▶
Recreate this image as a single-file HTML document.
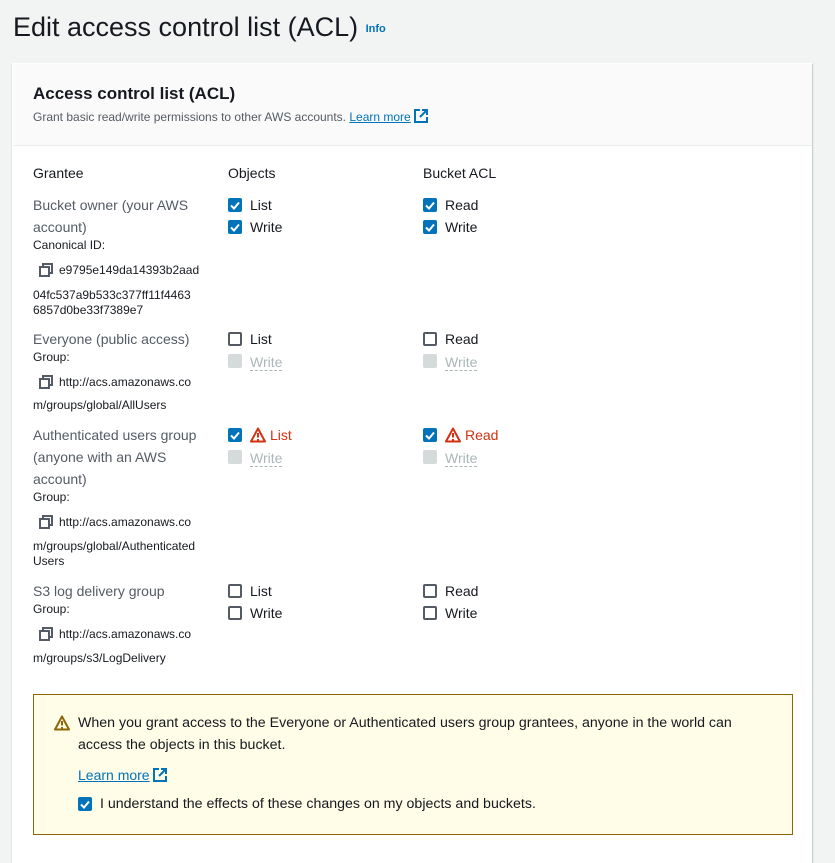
<!DOCTYPE html>
<html><head><meta charset="utf-8"><style>
body{margin:0;background:#f2f3f3;font-family:"Liberation Sans","DejaVu Sans",sans-serif;color:#16191f;width:835px;height:839px;overflow:hidden;position:relative}
.a{position:absolute;white-space:nowrap;line-height:20px}
.t{font-size:14px}
.g{font-size:14px;color:#545b64}
.s{font-size:12px}
.cb{position:absolute;width:14px;height:14px;box-sizing:border-box;border-radius:2px}
.off{border:2px solid #545b64;background:#fff}
.dis{background:#d5dbdb}
.dl{color:#aab7b8;border-bottom:1px dashed #aab7b8;line-height:16px}
.red{color:#d13212}
.lnk{color:#0073bb;text-decoration:underline}
</style></head><body>
<div class="a" style="left:13px;top:7px;font-size:27px;line-height:40px">Edit access control list (ACL) <span style="font-size:11px;font-weight:bold;color:#0073bb;vertical-align:middle">Info</span></div>
<div style="position:absolute;left:12px;top:63px;width:800px;height:800px;background:#fff;box-shadow:0 1px 1px rgba(0,28,36,.3),1px 1px 1px rgba(0,28,36,.15)"></div>
<div style="position:absolute;left:13px;top:64px;width:799px;height:81px;background:#fafafa;border-bottom:1px solid #eaeded"></div>
<div class="a" style="left:33px;top:84px;font-size:17px;font-weight:bold">Access control list (ACL)</div>
<div class="a s" style="left:33px;top:107px;color:#545b64;font-size:12px">Grant basic read/write permissions to other AWS accounts. <span class="lnk">Learn more</span> <svg width="14" height="14" viewBox="0 0 14 14" style="vertical-align:-2px"><path d="M6 1H1v12h12V8M8 1h5v5M13 1L6 8" fill="none" stroke="#0073bb" stroke-width="2"/></svg></div>

<div class="a t" style="left:33px;top:163px">Grantee</div>
<div class="a t" style="left:228px;top:163px">Objects</div>
<div class="a t" style="left:423px;top:163px">Bucket ACL</div>

<svg width="0" height="0" style="position:absolute"><defs>
<symbol id="ck" viewBox="0 0 14 14"><rect width="14" height="14" rx="2" fill="#0073bb"/><path d="M3 7.5l3 3 5-6" fill="none" stroke="#fff" stroke-width="2"/></symbol>
<symbol id="cp" viewBox="0 0 14 14"><path d="M1 4h9v9H1zM4 4V1h9v9h-3" fill="none" stroke="#545b64" stroke-width="2"/></symbol>
<symbol id="wr" viewBox="0 0 16 16"><path d="M8 1.5L1 14.5h14z" fill="none" stroke="#d13212" stroke-width="2" stroke-linejoin="round"/><path d="M8 6v4.5M8 12v1.5" stroke="#d13212" stroke-width="2"/></symbol>
<symbol id="wy" viewBox="0 0 16 16"><path d="M8 1.5L1 14.5h14z" fill="none" stroke="#8d6605" stroke-width="2" stroke-linejoin="round"/><path d="M8 6v4.5M8 12v1.5" stroke="#8d6605" stroke-width="2"/></symbol>
</defs></svg>

<div class="a g" style="left:33px;top:195px">Bucket owner (your AWS</div>
<div class="a g" style="left:33px;top:217px">account)</div>
<div class="a s" style="left:33px;top:235px">Canonical ID:</div>
<svg class="a" style="left:39px;top:263px" width="14" height="14"><use href="#cp"/></svg>
<div class="a s" style="left:59px;top:260px">e9795e149da14393b2aad</div>
<div class="a s" style="left:33px;top:285px">04fc537a9b533c377ff11f4463</div>
<div class="a s" style="left:33px;top:300px">6857d0be33f7389e7</div>
<svg class="a" style="left:228px;top:198px" width="14" height="14"><use href="#ck"/></svg><div class="a t" style="left:250px;top:195px">List</div>
<svg class="a" style="left:228px;top:220px" width="14" height="14"><use href="#ck"/></svg><div class="a t" style="left:250px;top:217px">Write</div>
<svg class="a" style="left:423px;top:198px" width="14" height="14"><use href="#ck"/></svg><div class="a t" style="left:445px;top:195px">Read</div>
<svg class="a" style="left:423px;top:220px" width="14" height="14"><use href="#ck"/></svg><div class="a t" style="left:445px;top:217px">Write</div>

<div class="a g" style="left:33px;top:329px">Everyone (public access)</div>
<div class="a s" style="left:33px;top:347px">Group:</div>
<svg class="a" style="left:39px;top:375px" width="14" height="14"><use href="#cp"/></svg>
<div class="a s" style="left:59px;top:372px">http://acs.amazonaws.co</div>
<div class="a s" style="left:33px;top:395px">m/groups/global/AllUsers</div>
<div class="cb off" style="left:228px;top:332px"></div><div class="a t" style="left:250px;top:329px">List</div>
<div class="cb dis" style="left:228px;top:354px"></div><div class="a t" style="left:250px;top:352px"><span class="dl">Write</span></div>
<div class="cb off" style="left:423px;top:332px"></div><div class="a t" style="left:445px;top:329px">Read</div>
<div class="cb dis" style="left:423px;top:354px"></div><div class="a t" style="left:445px;top:352px"><span class="dl">Write</span></div>

<div class="a g" style="left:33px;top:425px">Authenticated users group</div>
<div class="a g" style="left:33px;top:447px">(anyone with an AWS</div>
<div class="a g" style="left:33px;top:469px">account)</div>
<div class="a s" style="left:33px;top:487px">Group:</div>
<svg class="a" style="left:39px;top:515px" width="14" height="14"><use href="#cp"/></svg>
<div class="a s" style="left:59px;top:512px">http://acs.amazonaws.co</div>
<div class="a s" style="left:33px;top:536px">m/groups/global/Authenticated</div>
<div class="a s" style="left:33px;top:551px">Users</div>
<svg class="a" style="left:228px;top:428px" width="14" height="14"><use href="#ck"/></svg>
<svg class="a" style="left:250px;top:427px" width="16" height="16"><use href="#wr"/></svg><div class="a t red" style="left:270px;top:425px">List</div>
<div class="cb dis" style="left:228px;top:450px"></div><div class="a t" style="left:250px;top:448px"><span class="dl">Write</span></div>
<svg class="a" style="left:423px;top:428px" width="14" height="14"><use href="#ck"/></svg>
<svg class="a" style="left:445px;top:427px" width="16" height="16"><use href="#wr"/></svg><div class="a t red" style="left:465px;top:425px">Read</div>
<div class="cb dis" style="left:423px;top:450px"></div><div class="a t" style="left:445px;top:448px"><span class="dl">Write</span></div>

<div class="a g" style="left:33px;top:581px">S3 log delivery group</div>
<div class="a s" style="left:33px;top:599px">Group:</div>
<svg class="a" style="left:39px;top:627px" width="14" height="14"><use href="#cp"/></svg>
<div class="a s" style="left:59px;top:624px">http://acs.amazonaws.co</div>
<div class="a s" style="left:33px;top:648px">m/groups/s3/LogDelivery</div>
<div class="cb off" style="left:228px;top:584px"></div><div class="a t" style="left:250px;top:581px">List</div>
<div class="cb off" style="left:228px;top:606px"></div><div class="a t" style="left:250px;top:603px">Write</div>
<div class="cb off" style="left:423px;top:584px"></div><div class="a t" style="left:445px;top:581px">Read</div>
<div class="cb off" style="left:423px;top:606px"></div><div class="a t" style="left:445px;top:603px">Write</div>

<div style="position:absolute;left:33px;top:694px;width:758px;height:139px;background:#fffce7;border:1px solid #8d6605"></div>
<svg class="a" style="left:54px;top:715px" width="16" height="16"><use href="#wy"/></svg>
<div class="a t" style="left:78px;top:713px;font-size:14.2px">When you grant access to the Everyone or Authenticated users group grantees, anyone in the world can</div>
<div class="a t" style="left:78px;top:735px;font-size:14.2px">access the objects in this bucket.</div>
<div class="a t" style="left:78px;top:765px"><span class="lnk">Learn more</span> <svg width="14" height="14" viewBox="0 0 14 14" style="vertical-align:-2px"><path d="M6 1H1v12h12V8M8 1h5v5M13 1L6 8" fill="none" stroke="#0073bb" stroke-width="2"/></svg></div>
<svg class="a" style="left:78px;top:797px" width="14" height="14"><use href="#ck"/></svg>
<div class="a t" style="left:100px;top:794px;font-size:14.2px">I understand the effects of these changes on my objects and buckets.</div>
</body></html>
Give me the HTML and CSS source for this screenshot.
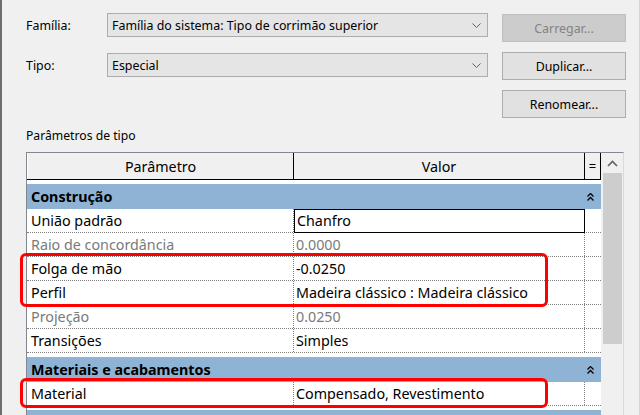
FILE: index.html
```html
<!DOCTYPE html>
<html lang="pt">
<head>
<meta charset="utf-8">
<title>Propriedades do tipo</title>
<link rel="stylesheet" href="styles.css">
</head>
<body>
<div class="window">
  <div class="top">
    <div class="fields">
      <div class="field">
        <span class="lbl">Família:</span>
        <div class="combo"><span class="combo-text">Família do sistema: Tipo de corrimão superior</span>
          <svg class="chev" width="9" height="5" viewBox="0 0 9 5"><path d="M0.5 0.5 L4.5 4.5 L8.5 0.5" fill="none" stroke="#606060" stroke-width="1"/></svg>
        </div>
      </div>
      <div class="field">
        <span class="lbl">Tipo:</span>
        <div class="combo"><span class="combo-text">Especial</span>
          <svg class="chev" width="9" height="5" viewBox="0 0 9 5"><path d="M0.5 0.5 L4.5 4.5 L8.5 0.5" fill="none" stroke="#606060" stroke-width="1"/></svg>
        </div>
      </div>
    </div>
    <div class="buttons">
      <button class="btn disabled">Carregar...</button>
      <button class="btn">Duplicar...</button>
      <button class="btn">Renomear...</button>
    </div>
  </div>

  <div class="section-label">Parâmetros de tipo</div>

  <div class="grid-box">
    <div class="grid">
      <div class="ghead">
        <div class="hc c1">Parâmetro</div>
        <div class="hc c2">Valor</div>
        <div class="hc c3">=</div>
      </div>

      <div class="cat">
        <span>Construção</span>
        <svg class="dchev" width="7" height="8" viewBox="0 0 7 8"><path d="M0.5 3.5 L3.5 0.5 L6.5 3.5 M0.5 7.5 L3.5 4.5 L6.5 7.5" fill="none" stroke="#000" stroke-width="1.3"/></svg>
      </div>
      <div class="row"><div class="c1">União padrão</div><div class="c2 edit">Chanfro</div><div class="c3"></div></div>
      <div class="row dim"><div class="c1">Raio de concordância</div><div class="c2">0.0000</div><div class="c3"></div></div>
      <div class="hl">
        <div class="row"><div class="c1">Folga de mão</div><div class="c2">-0.0250</div><div class="c3"></div></div>
        <div class="row"><div class="c1">Perfil</div><div class="c2">Madeira clássico : Madeira clássico</div><div class="c3"></div></div>
      </div>
      <div class="row dim"><div class="c1">Projeção</div><div class="c2">0.0250</div><div class="c3"></div></div>
      <div class="row"><div class="c1">Transições</div><div class="c2">Simples</div><div class="c3"></div></div>

      <div class="cat">
        <span>Materiais e acabamentos</span>
        <svg class="dchev" width="7" height="8" viewBox="0 0 7 8"><path d="M0.5 3.5 L3.5 0.5 L6.5 3.5 M0.5 7.5 L3.5 4.5 L6.5 7.5" fill="none" stroke="#000" stroke-width="1.3"/></svg>
      </div>
      <div class="hl">
        <div class="row"><div class="c1">Material</div><div class="c2">Compensado, Revestimento</div><div class="c3"></div></div>
      </div>

      <div class="cat">
        <span></span>
        <svg class="dchev" width="7" height="8" viewBox="0 0 7 8"><path d="M0.5 3.5 L3.5 0.5 L6.5 3.5 M0.5 7.5 L3.5 4.5 L6.5 7.5" fill="none" stroke="#000" stroke-width="1.3"/></svg>
      </div>
    </div>
    <div class="scrollbar">
      <div class="sb-up">
        <svg width="11" height="7" viewBox="0 0 11 7"><path d="M1 6 L5.5 1.5 L10 6" fill="none" stroke="#606060" stroke-width="1.6"/></svg>
      </div>
      <div class="thumb"></div>
    </div>
  </div>
</div>
</body>
</html>
```

FILE: styles.css
```css
* { box-sizing: border-box; }

html, body {
  margin: 0;
  padding: 0;
  background: #f0f0f0;
}

body {
  font-family: "Noto Sans", "Open Sans", sans-serif;
  color: #000;
}

.window {
  width: 640px;
  height: 415px;
  overflow: hidden;
  border-left: 2px solid #6e6e6e;
  border-right: 1px solid #d4d4d4;
  background: #f0f0f0;
  padding-left: 24px;
}

/* top area */
.top {
  display: flex;
  gap: 14px;
}

.fields {
  width: 462px;
  padding-top: 13px;
  display: flex;
  flex-direction: column;
  gap: 16px;
}

.field {
  display: flex;
  align-items: center;
  height: 24px;
  font-size: 12.4px;
}

.lbl {
  width: 81px;
}

.combo {
  width: 381px;
  height: 24px;
  border: 1px solid #adadad;
  background: #e5e5e5;
  display: flex;
  align-items: center;
  justify-content: space-between;
  padding: 0 6px 0 4px;
}

.chev { display: block; }

.buttons {
  padding-top: 14px;
  display: flex;
  flex-direction: column;
  gap: 10px;
}

.btn {
  width: 124px;
  height: 28px;
  border: 1px solid #adadad;
  background: #e1e1e1;
  font-family: inherit;
  font-size: 12.4px;
  color: #000;
  padding: 0;
}

.btn.disabled {
  background: #cccccc;
  border-color: #bfbfbf;
  color: #838383;
}

.section-label {
  margin-top: 10px;
  height: 16px;
  line-height: 16px;
  font-size: 12.2px;
  margin-bottom: 8px;
}

/* property grid */
.grid-box {
  width: 598px;
  height: 300px;
  border-top: 1px solid #828790;
  border-left: 1px solid #828790;
  border-right: 1px solid #dadada;
  display: flex;
  background: #f0f0f0;
}

.grid {
  width: 574px;
  background: #fff;
  font-size: 14.3px;
}

.ghead {
  display: flex;
  height: 27px;
  background: #f0f0f0;
  border-bottom: 1px solid #000;
  margin-bottom: 4px;
}

.c1 { width: 267px; }
.c2 { width: 291px; }
.c3 { width: 16px; }

.hc {
  display: flex;
  align-items: center;
  justify-content: center;
  border-right: 1px solid #000;
  font-size: 14.3px;
}

.hc.c1 { width: 267px; border-left: 1px solid #fff; }
.hc.c3 { font-size: 13px; }

.cat {
  height: 25px;
  background: #8eb3d4;
  display: flex;
  align-items: center;
  justify-content: space-between;
  padding: 0 7px 0 4px;
  font-weight: bold;
  font-size: 14.3px;
}

.dchev { display: block; }

.row {
  display: flex;
  height: 24px;
  border-bottom: 1px dotted #808080;
  line-height: 23px;
  white-space: nowrap;
}

.row + .cat,
.hl + .cat {
  margin-top: 4px;
}

.row .c1 {
  padding-left: 4px;
  border-right: 1px dotted #808080;
}

.row .c2 {
  padding-left: 2px;
  border-right: 1px dotted #808080;
}

.row .c2.edit {
  border: 1px solid #000;
  line-height: 21px;
  height: 24px;
}

.row.dim { color: #7a7a7a; }

.hl {
  position: relative;
}

.hl::after {
  content: "";
  position: absolute;
  left: -7px;
  top: -4px;
  bottom: -2px;
  width: 522px;
  border: 3px solid #f00;
  border-radius: 6px;
  pointer-events: none;
}

/* scrollbar */
.scrollbar {
  width: 22px;
  margin-left: 1px;
  background: #f0f0f0;
  display: flex;
  flex-direction: column;
  align-items: center;
}

.sb-up {
  height: 20px;
  width: 100%;
  display: flex;
  align-items: center;
  justify-content: center;
}

.thumb {
  width: 19px;
  height: 171px;
  background: #cdcdcd;
}
```
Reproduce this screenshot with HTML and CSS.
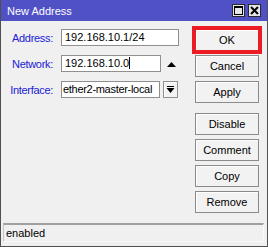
◀
§ **WORK INSTRUCTIONS**
Sift the material for lines with the string "screenshot". Copy each one found.

§ **SOLUTION**
Give me the HTML and CSS source for this screenshot.
Reproduce this screenshot with HTML and CSS.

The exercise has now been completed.